The first is–well–boring. Growing plants. Growing germs. Growing plankton. Nothing blows up. Great for little kids.
The second has a huge cool potential. Except that if you are building something–like a circuit–you might actually learn something. And that is NOT the purpose of a science fair project.
A successful science fair project has four main ingredients.
- A graph. You need to measure something so you can graph it. You can’t measure something you build.
- A hypothesis. You need to work the Scientific Method. This is the Holy Grail of science fair. #1 is directly related.
- A teacher. The teacher has to be of no help, patronizing, mean, and anti-intellectual.
- Much yelling. There are absolutely NO good science fair projects. There are no projects of any interest whatsoever to the kid. No matter how you try to sell it.

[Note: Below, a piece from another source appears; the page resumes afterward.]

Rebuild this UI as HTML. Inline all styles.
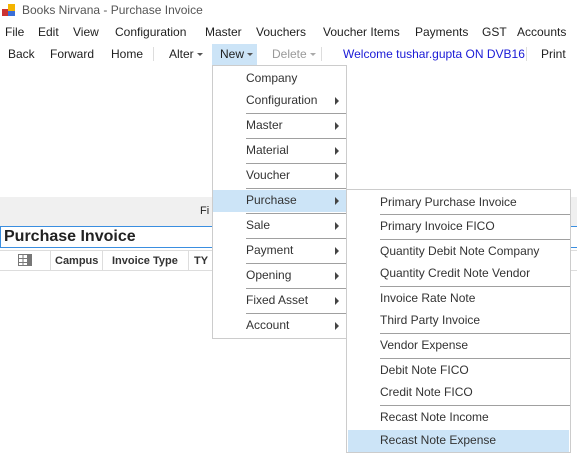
<!DOCTYPE html><html><head><style>
*{margin:0;padding:0;box-sizing:border-box}
body{width:577px;height:469px;overflow:hidden;background:#fff;font-family:"Liberation Sans",sans-serif;font-size:12px;color:#1e1e1e;position:relative}
.a{position:absolute;white-space:nowrap}
.m{position:absolute;background:#fff;border:1px solid #ccc}
.it{position:absolute;left:0;right:0;height:22px;line-height:21px;color:#333}
.it span{position:absolute}
.hl{background:#cce4f7}
.sep{position:absolute;height:1px;background:#a0a0a0}
.arr{position:absolute;width:0;height:0;border-top:4px solid transparent;border-bottom:4px solid transparent;border-left:4px solid #444}
.cd{display:inline-block;width:0;height:0;border-left:3px solid transparent;border-right:3px solid transparent;border-top:3px solid #555;vertical-align:middle;margin-left:3px}
</style></head><body>
<svg class="a" style="left:2px;top:4px" width="14" height="13"><rect x="0" y="5" width="6" height="7" fill="#c33"/><rect x="6" y="0" width="7" height="7" fill="#f4b400"/><rect x="6" y="7" width="7" height="5" fill="#3a6fd8"/></svg>
<div class="a" style="left:22px;top:3px;color:#555">Books Nirvana - Purchase Invoice</div>
<div class="a" style="left:5px;top:25px">File</div>
<div class="a" style="left:38px;top:25px">Edit</div>
<div class="a" style="left:73px;top:25px">View</div>
<div class="a" style="left:115px;top:25px">Configuration</div>
<div class="a" style="left:205px;top:25px">Master</div>
<div class="a" style="left:256px;top:25px">Vouchers</div>
<div class="a" style="left:323px;top:25px">Voucher Items</div>
<div class="a" style="left:415px;top:25px">Payments</div>
<div class="a" style="left:482px;top:25px">GST</div>
<div class="a" style="left:517px;top:25px">Accounts</div>
<div class="a" style="left:8px;top:47px">Back</div>
<div class="a" style="left:50px;top:47px">Forward</div>
<div class="a" style="left:111px;top:47px">Home</div>
<div class="a" style="left:153px;top:47px;width:1px;height:14px;background:#ddd"></div>
<div class="a" style="left:169px;top:47px">Alter<span class="cd"></span></div>
<div class="a" style="left:212px;top:44px;width:45px;height:22px;background:#cce4f7"></div>
<div class="a" style="left:220px;top:47px">New<span class="cd"></span></div>
<div class="a" style="left:272px;top:47px;color:#999">Delete<span class="cd" style="border-top-color:#aaa"></span></div>
<div class="a" style="left:321px;top:47px;width:1px;height:14px;background:#ddd"></div>
<div class="a" style="left:343px;top:47px;color:#1a1ad6">Welcome tushar.gupta ON DVB16</div>
<div class="a" style="left:526px;top:47px;width:1px;height:14px;background:#ddd"></div>
<div class="a" style="left:541px;top:47px">Print</div>
<div class="a" style="left:0;top:197px;width:577px;height:29px;background:#f0f0f0"></div>
<div class="a" style="left:200px;top:205px;font-size:11px">Fi</div>
<div class="a" style="left:0;top:226px;width:577px;height:22px;border-top:1.5px solid #3a8ee0;border-bottom:1.5px solid #3a8ee0;border-left:1.5px solid #3a8ee0"></div>
<div class="a" style="left:4px;top:228px;font-size:16px;font-weight:bold;color:#222">Purchase Invoice</div>
<div class="a" style="left:0;top:250px;width:577px;height:21px;border-top:1px solid #ddd;border-bottom:1px solid #ddd;background:#fff"></div>
<div class="a" style="left:50px;top:250px;width:1px;height:21px;background:#ddd"></div>
<div class="a" style="left:102px;top:250px;width:1px;height:21px;background:#ddd"></div>
<div class="a" style="left:188px;top:250px;width:1px;height:21px;background:#ddd"></div>
<svg class="a" style="left:18px;top:254px" width="15" height="13"><rect x="0.5" y="0.5" width="13" height="11" fill="none" stroke="#777"/><path d="M0 4.5H14M0 8.5H14M5 0V12M9.5 0V12" stroke="#777"/><rect x="10" y="0" width="4" height="12" fill="#777"/></svg>
<div class="a" style="left:55px;top:255px;font-size:11px;font-weight:bold;color:#333">Campus</div>
<div class="a" style="left:112px;top:255px;font-size:11px;font-weight:bold;color:#333">Invoice Type</div>
<div class="a" style="left:194px;top:255px;font-size:11px;font-weight:bold;color:#333">TY</div>

<div class="m" style="left:212px;top:65px;width:135px;height:274px">
<div class="it" style="top:2px"><span style="left:33px">Company</span></div>
<div class="it" style="top:24px"><span style="left:33px">Configuration</span><i class="arr" style="left:122px;top:7px"></i></div>
<div class="sep" style="left:33px;right:0;top:47px"></div>
<div class="it" style="top:49px"><span style="left:33px">Master</span><i class="arr" style="left:122px;top:7px"></i></div>
<div class="sep" style="left:33px;right:0;top:72px"></div>
<div class="it" style="top:74px"><span style="left:33px">Material</span><i class="arr" style="left:122px;top:7px"></i></div>
<div class="sep" style="left:33px;right:0;top:97px"></div>
<div class="it" style="top:99px"><span style="left:33px">Voucher</span><i class="arr" style="left:122px;top:7px"></i></div>
<div class="sep" style="left:33px;right:0;top:122px"></div>
<div class="it hl" style="top:124px"><span style="left:33px">Purchase</span><i class="arr" style="left:122px;top:7px"></i></div>
<div class="sep" style="left:33px;right:0;top:147px"></div>
<div class="it" style="top:149px"><span style="left:33px">Sale</span><i class="arr" style="left:122px;top:7px"></i></div>
<div class="sep" style="left:33px;right:0;top:172px"></div>
<div class="it" style="top:174px"><span style="left:33px">Payment</span><i class="arr" style="left:122px;top:7px"></i></div>
<div class="sep" style="left:33px;right:0;top:197px"></div>
<div class="it" style="top:199px"><span style="left:33px">Opening</span><i class="arr" style="left:122px;top:7px"></i></div>
<div class="sep" style="left:33px;right:0;top:222px"></div>
<div class="it" style="top:224px"><span style="left:33px">Fixed Asset</span><i class="arr" style="left:122px;top:7px"></i></div>
<div class="sep" style="left:33px;right:0;top:247px"></div>
<div class="it" style="top:249px"><span style="left:33px">Account</span><i class="arr" style="left:122px;top:7px"></i></div>
</div>

<div class="m" style="left:346px;top:189px;width:225px;height:264px">
<div class="it" style="top:2px"><span style="left:33px">Primary Purchase Invoice</span></div>
<div class="sep" style="left:33px;right:0;top:24px"></div>
<div class="it" style="top:26px"><span style="left:33px">Primary Invoice FICO</span></div>
<div class="sep" style="left:33px;right:0;top:49px"></div>
<div class="it" style="top:51px"><span style="left:33px">Quantity Debit Note Company</span></div>
<div class="it" style="top:73px"><span style="left:33px">Quantity Credit Note Vendor</span></div>
<div class="sep" style="left:33px;right:0;top:96px"></div>
<div class="it" style="top:98px"><span style="left:33px">Invoice Rate Note</span></div>
<div class="it" style="top:120px"><span style="left:33px">Third Party Invoice</span></div>
<div class="sep" style="left:33px;right:0;top:143px"></div>
<div class="it" style="top:145px"><span style="left:33px">Vendor Expense</span></div>
<div class="sep" style="left:33px;right:0;top:168px"></div>
<div class="it" style="top:170px"><span style="left:33px">Debit Note FICO</span></div>
<div class="it" style="top:192px"><span style="left:33px">Credit Note FICO</span></div>
<div class="sep" style="left:33px;right:0;top:215px"></div>
<div class="it" style="top:217px"><span style="left:33px">Recast Note Income</span></div>
<div class="it hl" style="top:240px;left:1px;right:1px"><span style="left:32px">Recast Note Expense</span></div>
</div>
</body></html>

So after not picking a project, complaining about the lack of support from #3, and refusing to do work. And after going around and around through crummy web sites with science projects perfect for 7-9 year olds when we need an high school honors level project AND a middle school project. And after going through all the ideas with potential and recognizing time and again there was nothing to frickin’ MEASURE, the science fair projects have been selected.
The abstracts have been written. The high-level procedures have been done. Some of the materials have been ordered. After all the shock and awe to get this far, it seems like we should be done.
But then you look at building the experiment, trying to control the insurgent students (aka the 15-year old and the 12-year old) who at times seem intent on sabotaging their own best interests, and a look at the additional resources–time, brain, and materials–required for success, I almost feel like pulling out now. But no, I need to be fully committed to see these projects through their bitter ends.
Maybe I should shut up. At least our experiments have a good chance of success–it could be worse.